*** Data extract ***
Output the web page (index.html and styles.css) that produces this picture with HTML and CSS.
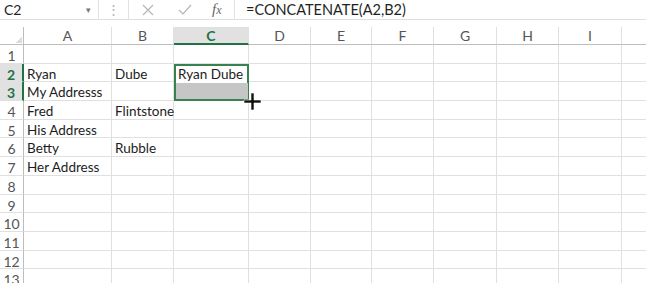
FILE: index.html
```html
<!DOCTYPE html>
<html>
<head>
  <meta charset="UTF-8">
  <title>Sheet1</title>
  <link rel="stylesheet" href="styles.css">
</head>
<body>
  <div class="formula-bar">
    <div class="name-box">C2 <span class="caret">&#9662;</span></div>
    <div class="grip">&#8942;</div>
    <div class="fx-buttons">
      <svg class="btn-x" width="12" height="12" viewBox="0 0 12 12"><path d="M1 1 L11 11 M11 1 L1 11" stroke="#b5b5b5" stroke-width="1.2" fill="none"/></svg>
      <svg class="btn-ok" width="14" height="11" viewBox="0 0 14 11"><path d="M1 6 L5 10 L13 1" stroke="#b5b5b5" stroke-width="1.2" fill="none"/></svg>
      <span class="fx">f<span class="x">x</span></span>
    </div>
    <div class="formula">=CONCATENATE(A2,B2)</div>
  </div>

  <div class="sheet-wrap">
  <div class="sheet">
    <div class="corner"></div>
    <div class="ch">A</div><div class="ch">B</div><div class="ch sel">C</div><div class="ch">D</div><div class="ch">E</div>
    <div class="ch">F</div><div class="ch">G</div><div class="ch">H</div><div class="ch">I</div><div class="ch"></div>

    <div class="rh">1</div><div></div><div></div><div></div><div></div><div></div><div></div><div></div><div></div><div></div><div></div>

    <div class="rh sel">2</div><div>Ryan</div><div>Dube</div>
    <div class="active">
      <div class="active-top">Ryan Dube</div>
      <div class="active-fill"></div>
      <svg class="cross" width="19" height="19" viewBox="0 0 19 19">
        <path d="M8 1 H11 V8 H18 V11 H11 V18 H8 V11 H1 V8 H8 Z" fill="#111" stroke="#fff" stroke-width="0.6"/>
      </svg>
    </div>
    <div></div><div></div><div></div><div></div><div></div><div></div><div></div>

    <div class="rh sel">3</div><div>My Addresss</div><div></div><div></div><div></div><div></div><div></div><div></div><div></div><div></div>

    <div class="rh">4</div><div>Fred</div><div>Flintstone</div><div></div><div></div><div></div><div></div><div></div><div></div><div></div><div></div>
    <div class="rh">5</div><div>His Address</div><div></div><div></div><div></div><div></div><div></div><div></div><div></div><div></div><div></div>
    <div class="rh">6</div><div>Betty</div><div>Rubble</div><div></div><div></div><div></div><div></div><div></div><div></div><div></div><div></div>
    <div class="rh">7</div><div>Her Address</div><div></div><div></div><div></div><div></div><div></div><div></div><div></div><div></div><div></div>
    <div class="rh">8</div><div></div><div></div><div></div><div></div><div></div><div></div><div></div><div></div><div></div><div></div>
    <div class="rh">9</div><div></div><div></div><div></div><div></div><div></div><div></div><div></div><div></div><div></div><div></div>
    <div class="rh">10</div><div></div><div></div><div></div><div></div><div></div><div></div><div></div><div></div><div></div><div></div>
    <div class="rh">11</div><div></div><div></div><div></div><div></div><div></div><div></div><div></div><div></div><div></div><div></div>
    <div class="rh">12</div><div></div><div></div><div></div><div></div><div></div><div></div><div></div><div></div><div></div><div></div>
    <div class="rh">13</div><div></div><div></div><div></div><div></div><div></div><div></div><div></div><div></div><div></div><div></div>
  </div>
  </div>
</body>
</html>
```

FILE: styles.css
```css
html, body { margin: 0; padding: 0; background: #fff; overflow: hidden; }
body { font-family: Lato, "Open Sans", sans-serif; width: 646px; height: 283px; }

.formula-bar { display: flex; height: 19px; border-bottom: 1px solid #dedede; align-items: stretch; }
.name-box { width: 99px; box-sizing: border-box; border-right: 1px solid #e2e2e2; display: flex; justify-content: space-between; align-items: center; padding: 0 7px 0 4px; font-size: 14px; color: #222; }
.caret { font-size: 9px; color: #777; }
.grip { width: 29px; text-align: center; color: #b0b0b0; font-size: 13px; line-height: 19px; }
.fx-buttons { width: 107px; box-sizing: border-box; border-left: 1px solid #e2e2e2; border-right: 1px solid #e2e2e2; display: flex; align-items: center; padding-left: 13px; }
.btn-x { margin-right: 24px; }
.btn-ok { margin-right: 20px; }
.fx { font-family: "Liberation Serif", serif; font-style: italic; font-size: 15px; color: #666; }
.fx .x { font-size: 12px; }
.formula { padding-left: 11px; font-size: 14.5px; color: #1f1f1f; line-height: 19px; }

.sheet-wrap { margin-top: 7px; width: 646px; height: 256px; overflow: hidden; }
.sheet {
  display: grid;
  grid-template-columns: 24px 88px 62px 75px 62px 61px 62px 63px 62px 63px 62px;
  grid-template-rows: 18px repeat(13, 18.7px);
  font-size: 13.5px;
  color: #1c1c1c;
}
.sheet > div { box-sizing: border-box; border-right: 1px solid #e0e0e0; border-bottom: 1px solid #e0e0e0; padding: 2px 0 0 3px; line-height: 17px; white-space: nowrap; }

.sheet > .corner { padding: 0; border-right: 1px solid #bdbdbd; border-bottom: 1px solid #bdbdbd; background: linear-gradient(135deg, transparent 69%, #dcdcdc 69%) no-repeat right 1px bottom 1px / 11px 11px; }
.sheet > .ch { text-align: center; color: #555; font-size: 14px; padding: 0; border-bottom-color: #bdbdbd; }
.sheet > .rh { text-align: center; color: #555; font-size: 14px; padding: 2px 0 0; border-right-color: #bdbdbd; }
.sheet > .ch.sel { background: #e1e1e1; color: #217346; font-weight: bold; border-bottom: 2px solid #217346; }
.sheet > .rh.sel { background: #e1e1e1; color: #217346; font-weight: bold; border-right: 2px solid #217346; }

.sheet > .active { grid-row: span 2; position: relative; padding: 0; border: 2px solid #3a8152; display: flex; flex-direction: column; }
.active-top { flex: 1; padding: 0 0 0 2px; }
.active-fill { flex: 1; background: #c6c6c6; margin-right: -1px; }
.cross { position: absolute; right: -15px; bottom: -12px; }
```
***
Repeat the data exactly, dropping every picture it holds.

Output the web page (index.html and styles.css) that produces this picture with HTML and CSS.
FILE: index.html
```html
<!DOCTYPE html>
<html>
<head>
  <meta charset="UTF-8">
  <title>Sheet1</title>
  <link rel="stylesheet" href="styles.css">
</head>
<body>
  <div class="formula-bar">
    <div class="name-box">C2 <span class="caret">&#9662;</span></div>
    <div class="grip">&#8942;</div>
    <div class="fx-buttons">
      <svg class="btn-x" width="12" height="12" viewBox="0 0 12 12"><path d="M1 1 L11 11 M11 1 L1 11" stroke="#b5b5b5" stroke-width="1.2" fill="none"/></svg>
      <svg class="btn-ok" width="14" height="11" viewBox="0 0 14 11"><path d="M1 6 L5 10 L13 1" stroke="#b5b5b5" stroke-width="1.2" fill="none"/></svg>
      <span class="fx">f<span class="x">x</span></span>
    </div>
    <div class="formula">=CONCATENATE(A2,B2)</div>
  </div>

  <div class="sheet-wrap">
  <div class="sheet">
    <div class="corner"></div>
    <div class="ch">A</div><div class="ch">B</div><div class="ch sel">C</div><div class="ch">D</div><div class="ch">E</div>
    <div class="ch">F</div><div class="ch">G</div><div class="ch">H</div><div class="ch">I</div><div class="ch"></div>

    <div class="rh">1</div><div></div><div></div><div></div><div></div><div></div><div></div><div></div><div></div><div></div><div></div>

    <div class="rh sel">2</div><div>Ryan</div><div>Dube</div>
    <div class="active">
      <div class="active-top">Ryan Dube</div>
      <div class="active-fill"></div>
      <svg class="cross" width="19" height="19" viewBox="0 0 19 19">
        <path d="M8 1 H11 V8 H18 V11 H11 V18 H8 V11 H1 V8 H8 Z" fill="#111" stroke="#fff" stroke-width="0.6"/>
      </svg>
    </div>
    <div></div><div></div><div></div><div></div><div></div><div></div><div></div>

    <div class="rh sel">3</div><div>My Addresss</div><div></div><div></div><div></div><div></div><div></div><div></div><div></div><div></div>

    <div class="rh">4</div><div>Fred</div><div>Flintstone</div><div></div><div></div><div></div><div></div><div></div><div></div><div></div><div></div>
    <div class="rh">5</div><div>His Address</div><div></div><div></div><div></div><div></div><div></div><div></div><div></div><div></div><div></div>
    <div class="rh">6</div><div>Betty</div><div>Rubble</div><div></div><div></div><div></div><div></div><div></div><div></div><div></div><div></div>
    <div class="rh">7</div><div>Her Address</div><div></div><div></div><div></div><div></div><div></div><div></div><div></div><div></div><div></div>
    <div class="rh">8</div><div></div><div></div><div></div><div></div><div></div><div></div><div></div><div></div><div></div><div></div>
    <div class="rh">9</div><div></div><div></div><div></div><div></div><div></div><div></div><div></div><div></div><div></div><div></div>
    <div class="rh">10</div><div></div><div></div><div></div><div></div><div></div><div></div><div></div><div></div><div></div><div></div>
    <div class="rh">11</div><div></div><div></div><div></div><div></div><div></div><div></div><div></div><div></div><div></div><div></div>
    <div class="rh">12</div><div></div><div></div><div></div><div></div><div></div><div></div><div></div><div></div><div></div><div></div>
    <div class="rh">13</div><div></div><div></div><div></div><div></div><div></div><div></div><div></div><div></div><div></div><div></div>
  </div>
  </div>
</body>
</html>
```

FILE: styles.css
```css
html, body { margin: 0; padding: 0; background: #fff; overflow: hidden; }
body { font-family: Lato, "Open Sans", sans-serif; width: 646px; height: 283px; }

.formula-bar { display: flex; height: 19px; border-bottom: 1px solid #dedede; align-items: stretch; }
.name-box { width: 99px; box-sizing: border-box; border-right: 1px solid #e2e2e2; display: flex; justify-content: space-between; align-items: center; padding: 0 7px 0 4px; font-size: 14px; color: #222; }
.caret { font-size: 9px; color: #777; }
.grip { width: 29px; text-align: center; color: #b0b0b0; font-size: 13px; line-height: 19px; }
.fx-buttons { width: 107px; box-sizing: border-box; border-left: 1px solid #e2e2e2; border-right: 1px solid #e2e2e2; display: flex; align-items: center; padding-left: 13px; }
.btn-x { margin-right: 24px; }
.btn-ok { margin-right: 20px; }
.fx { font-family: "Liberation Serif", serif; font-style: italic; font-size: 15px; color: #666; }
.fx .x { font-size: 12px; }
.formula { padding-left: 11px; font-size: 14.5px; color: #1f1f1f; line-height: 19px; }

.sheet-wrap { margin-top: 7px; width: 646px; height: 256px; overflow: hidden; }
.sheet {
  display: grid;
  grid-template-columns: 24px 88px 62px 75px 62px 61px 62px 63px 62px 63px 62px;
  grid-template-rows: 18px repeat(13, 18.7px);
  font-size: 13.5px;
  color: #1c1c1c;
}
.sheet > div { box-sizing: border-box; border-right: 1px solid #e0e0e0; border-bottom: 1px solid #e0e0e0; padding: 2px 0 0 3px; line-height: 17px; white-space: nowrap; }

.sheet > .corner { padding: 0; border-right: 1px solid #bdbdbd; border-bottom: 1px solid #bdbdbd; background: linear-gradient(135deg, transparent 69%, #dcdcdc 69%) no-repeat right 1px bottom 1px / 11px 11px; }
.sheet > .ch { text-align: center; color: #555; font-size: 14px; padding: 0; border-bottom-color: #bdbdbd; }
.sheet > .rh { text-align: center; color: #555; font-size: 14px; padding: 2px 0 0; border-right-color: #bdbdbd; }
.sheet > .ch.sel { background: #e1e1e1; color: #217346; font-weight: bold; border-bottom: 2px solid #217346; }
.sheet > .rh.sel { background: #e1e1e1; color: #217346; font-weight: bold; border-right: 2px solid #217346; }

.sheet > .active { grid-row: span 2; position: relative; padding: 0; border: 2px solid #3a8152; display: flex; flex-direction: column; }
.active-top { flex: 1; padding: 0 0 0 2px; }
.active-fill { flex: 1; background: #c6c6c6; margin-right: -1px; }
.cross { position: absolute; right: -15px; bottom: -12px; }
```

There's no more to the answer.